Suffice it to say here that what we are primarily concerned with is the question: Is the current market fairly valued when considering current interest rates?

Current Values & Analysis


Interest Rates

The chart below shows the Ten Year Treasury Bond rate over the last ~60 years, from 1962 to present day. Rates spiked in the '70s and '80s as a response to high inflation at the time, and since then have been on a pretty steady downward trajectory.

Trendlines

The average (arithmetic mean) of this rate over the entire timeframe is 5.85%. Rates haven't been in that neighborhood for about 20 years, but history does suggest that a healthy economy should revert back up to higher rates eventually. ("Eventually" here is quite a loaded term, and speculating on future Fed monetary policy decisions, or on fundamental changes to Fed policy and philosophy, are outside of the scope of this article, but only a Google search away).
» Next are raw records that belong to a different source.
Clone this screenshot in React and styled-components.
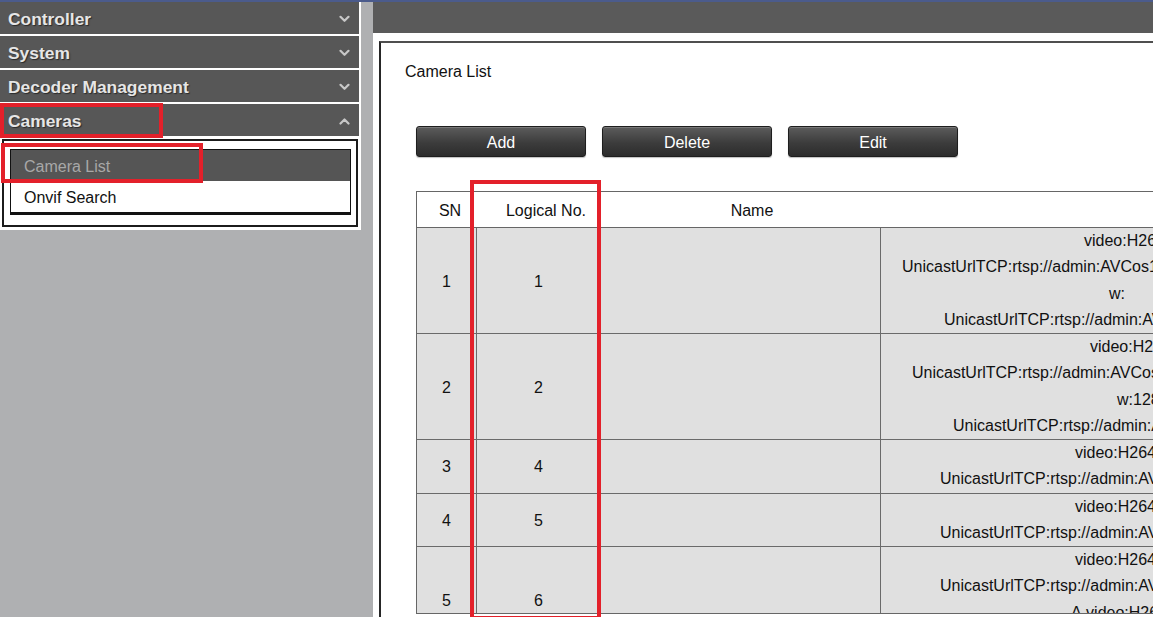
import React from 'react';
import styled, { createGlobalStyle } from 'styled-components';

const GlobalStyle = createGlobalStyle`
  html, body {
    margin: 0;
    padding: 0;
    overflow: hidden;
  }
  body {
    font-family: "Liberation Sans", Arial, sans-serif;
    font-size: 16px;
    color: #111;
    background: #fff;
  }
  * { box-sizing: border-box; }
`;

const Page = styled.div`
  width: 100vw;
  height: 100vh;
  display: flex;
  flex-direction: column;
  border-top: 2px solid #4b5b8c;
  overflow: hidden;
`;

const Main = styled.div`
  flex: 1;
  display: flex;
  min-height: 0;
`;

const Sidebar = styled.div`
  position: relative;
  width: 373px;
  flex-shrink: 0;
  background: #afb0b2;
`;

const Menu = styled.div`
  width: 361px;
  background: #fff;
  padding-right: 2px;
`;

const MenuHeader = styled.div`
  height: 32px;
  margin-bottom: 2px;
  background: #575757;
  display: flex;
  align-items: center;
  justify-content: space-between;
  padding: 2px 9px 0 8px;
  color: #e6e6e6;
  font-weight: bold;
  font-size: 17.4px;
  text-shadow: 1px 1px 1px #2a2a2a;
  &:last-of-type {
    margin-bottom: 0;
  }
`;

const SubPanel = styled.div`
  width: 361px;
  padding: 3px 3px 3px 2px;
  background: #fff;
`;

const OuterBox = styled.div`
  border: 2px solid #1c1c1c;
  padding: 8px 5px 10px 6px;
`;

const InnerBox = styled.div`
  border: 1px solid #111;
  border-bottom-width: 3px;
`;

const SubItem = styled.div`
  height: 31px;
  display: flex;
  align-items: center;
  padding: 2px 0 0 13px;
  font-size: 16px;
  background: ${p => (p.$active ? '#555555' : '#ffffff')};
  color: ${p => (p.$active ? '#a8a8a8' : '#111111')};
`;

const RedMark = styled.div`
  position: absolute;
  border: 4px solid #e3202a;
  pointer-events: none;
  z-index: 5;
`;

const Content = styled.div`
  position: relative;
  flex: 1;
  min-width: 0;
  display: flex;
  flex-direction: column;
  overflow: hidden;
  background: #fff;
`;

const TopBar = styled.div`
  height: 31px;
  flex-shrink: 0;
  background: #5a5a5a;
`;

const Body = styled.div`
  flex: 1;
  padding: 8px 0 0 6px;
  min-height: 0;
`;

const Panel = styled.div`
  width: 1400px;
  height: 100%;
  border-top: 2px solid #4f4f4f;
  border-left: 2px solid #262626;
`;

const Title = styled.div`
  padding: 19px 0 0 24px;
  line-height: 20px;
  font-size: 16px;
`;

const ButtonRow = styled.div`
  display: flex;
  gap: 16px;
  margin: 44px 0 0 35px;
`;

const Button = styled.button`
  width: 170px;
  height: 31px;
  border: 1px solid #1e1e1e;
  border-radius: 3px;
  background: linear-gradient(#5c5c5c, #3c3c3c 55%, #2c2c2c);
  box-shadow: inset 0 1px 0 rgba(255, 255, 255, 0.18), 0 1px 1px rgba(0, 0, 0, 0.25);
  color: #fff;
  font-family: "Liberation Sans", Arial, sans-serif;
  font-size: 16px;
  padding: 3px 0 0;
  cursor: pointer;
`;

const TableWrap = styled.div`
  margin: 34px 0 0 35px;
  height: 423px;
  border: 1px solid #666;
  border-right: none;
  overflow: hidden;
`;

const HeadRow = styled.div`
  display: grid;
  grid-template-columns: 66px 126px 286px 1fr;
  height: 36px;
  background: #fff;
  border-bottom: 1px solid #666;
`;

const HeadCell = styled.div`
  display: flex;
  align-items: center;
  justify-content: center;
  padding-top: 2px;
`;

const Row = styled.div`
  display: grid;
  grid-template-columns: 60px 124px 280px 800px;
  background: #e0e0e0;
  border-bottom: 1px solid #6a6a6a;
`;

const Cell = styled.div`
  display: flex;
  align-items: center;
  justify-content: center;
  padding-top: 2px;
  border-right: 1px solid #6a6a6a;
`;

const DataCell = styled.div`
  white-space: nowrap;
  overflow: hidden;
`;

const Line = styled.div`
  line-height: 26.25px;
  padding-left: ${p => p.$indent}px;
`;

const Chevron = ({ up }) => (
  <svg width="11" height="8" viewBox="0 0 11 8">
    <polyline
      points={up ? '1.5,6.5 5.5,2.5 9.5,6.5' : '1.5,1.8 5.5,5.8 9.5,1.8'}
      fill="none"
      stroke="#c8c8c8"
      strokeWidth="2.2"
      strokeLinecap="round"
      strokeLinejoin="round"
    />
  </svg>
);

const url = 'UnicastUrlTCP:rtsp://admin:AVCos123@192.168.1.64:554/Streaming/Channels/101';

const rows = [
  {
    sn: 1, no: 1,
    lines: [
      ['video:H264 1920x1080 25fps', 203],
      [url, 21],
      ['w:\u00a0\u00a0\u00a0\u00a0\u00a0\u00a0\u00a0\u00a01920 h:1080', 228],
      [url, 63],
    ],
  },
  {
    sn: 2, no: 2,
    lines: [
      ['video:H264 1280x720 25fps', 209],
      [url, 31],
      ['w:1280 h:720', 236],
      [url, 72],
    ],
  },
  { sn: 3, no: 4, lines: [['video:H264 1920x1080', 194], [url, 59]] },
  { sn: 4, no: 5, lines: [['video:H264 1920x1080', 194], [url, 59]] },
  {
    sn: 5, no: 6,
    lines: [
      ['video:H264 1920x1080', 194],
      [url, 59],
      ['A.video:H264 1280x720', 190],
      [url, 59],
    ],
  },
];

const menus = ['Controller', 'System', 'Decoder Management'];

export default function App() {
  return (
    <>
      <GlobalStyle />
      <Page>
        <Main>
          <Sidebar>
            <Menu>
              {menus.map(m => (
                <MenuHeader key={m}>
                  <span>{m}</span>
                  <Chevron />
                </MenuHeader>
              ))}
              <MenuHeader>
                <span>Cameras</span>
                <Chevron up />
              </MenuHeader>
            </Menu>
            <SubPanel>
              <OuterBox>
                <InnerBox>
                  <SubItem $active>Camera List</SubItem>
                  <SubItem>Onvif Search</SubItem>
                </InnerBox>
              </OuterBox>
            </SubPanel>
            <RedMark style={{ left: 0, top: 101, width: 163, height: 35 }} />
            <RedMark style={{ left: 1, top: 141, width: 202, height: 40 }} />
          </Sidebar>

          <Content>
            <TopBar />
            <Body>
              <Panel>
                <Title>Camera List</Title>
                <ButtonRow>
                  <Button>Add</Button>
                  <Button>Delete</Button>
                  <Button>Edit</Button>
                </ButtonRow>
                <TableWrap>
                  <HeadRow>
                    <HeadCell>SN</HeadCell>
                    <HeadCell>Logical No.</HeadCell>
                    <HeadCell>Name</HeadCell>
                    <HeadCell />
                  </HeadRow>
                  {rows.map(r => (
                    <Row key={r.sn}>
                      <Cell>{r.sn}</Cell>
                      <Cell>{r.no}</Cell>
                      <Cell />
                      <DataCell>
                        {r.lines.map(([t, i], k) => (
                          <Line key={k} $indent={i}>{t}</Line>
                        ))}
                      </DataCell>
                    </Row>
                  ))}
                </TableWrap>
              </Panel>
            </Body>
            <RedMark style={{ left: 97, top: 178, width: 131, height: 440 }} />
          </Content>
        </Main>
      </Page>
    </>
  );
}
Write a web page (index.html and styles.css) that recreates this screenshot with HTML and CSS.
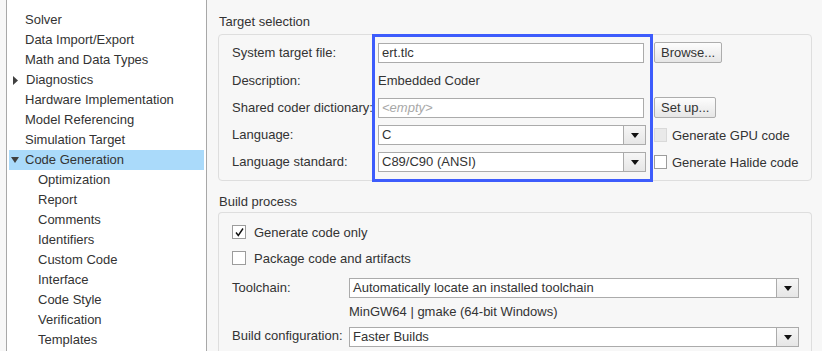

Below is the same chart as above, only this time with the 5.85% average trend line drawn in. The chart to the right, in blue, shows the S&P500 (inflation-adjusted) over the same time frame, as well is its corresponding trendline. [This comes directly from our S&P500 Model detail, so look there for more detail on the data and trendline.]

Detrending the Data

Instead of looking at the raw values for each of these charts, we can instead think about each of them in terms of their performance relative to their respective trend lines. Are they above or below the respective trend? In the two charts below we map each chart in terms of the number of standard deviations above/below the value of each's respective trend line.

You can see in the left chart that the most current 10 Year Treasury interest rate is 0.69 standard deviations below normal. Likewise, you can see in the chart to the right that the S&P500 is currently 2.0 standard deviations above its trend line.

Comparison

We should generally expect that when interest rates are relatively high, stocks should be relatively low. What ought to be very interesting to us is when interest rates and stock prices are in the same phase (both high or both low, relative to their respective trend lines). Since we are already expressing data in both charts in terms of standard deviations above/below trend, we can just sum the two charts together to see where they are out of phase.

Summary

This last chart shows the complete model. The two relative performance indicators for interest rates (red) and stocks (blue) have been combined, showing a composite value in purple. When greater than zero, this indicates that stocks are high given where interest rates are. The peak here is during the 2000 internet bubble. During that time stock prices were exceptionally higher than the preceding trend, but bond prices were right around their historical average... meaning that even though investors had other good options to invest their cash, and despite the high interest rates firms needed to pay in order to borrow money, stocks were still priced very high. That's a clear bubble - which we all know in retrospect popped loudly and abruptly.

On those merits, we are not in a similar bubble today. As of September 30, 2024, the 10Y Treasury bond rate was 3.81%, which is 0.69 standard deviations below normal. Likewise, the S&P500 value of $5,762 is 0.9 standard deviations above its own respective trendline. Summed together, this gives a composite value of 1.33 standard deviations above normal, indicating that stocks are currently Overvalued.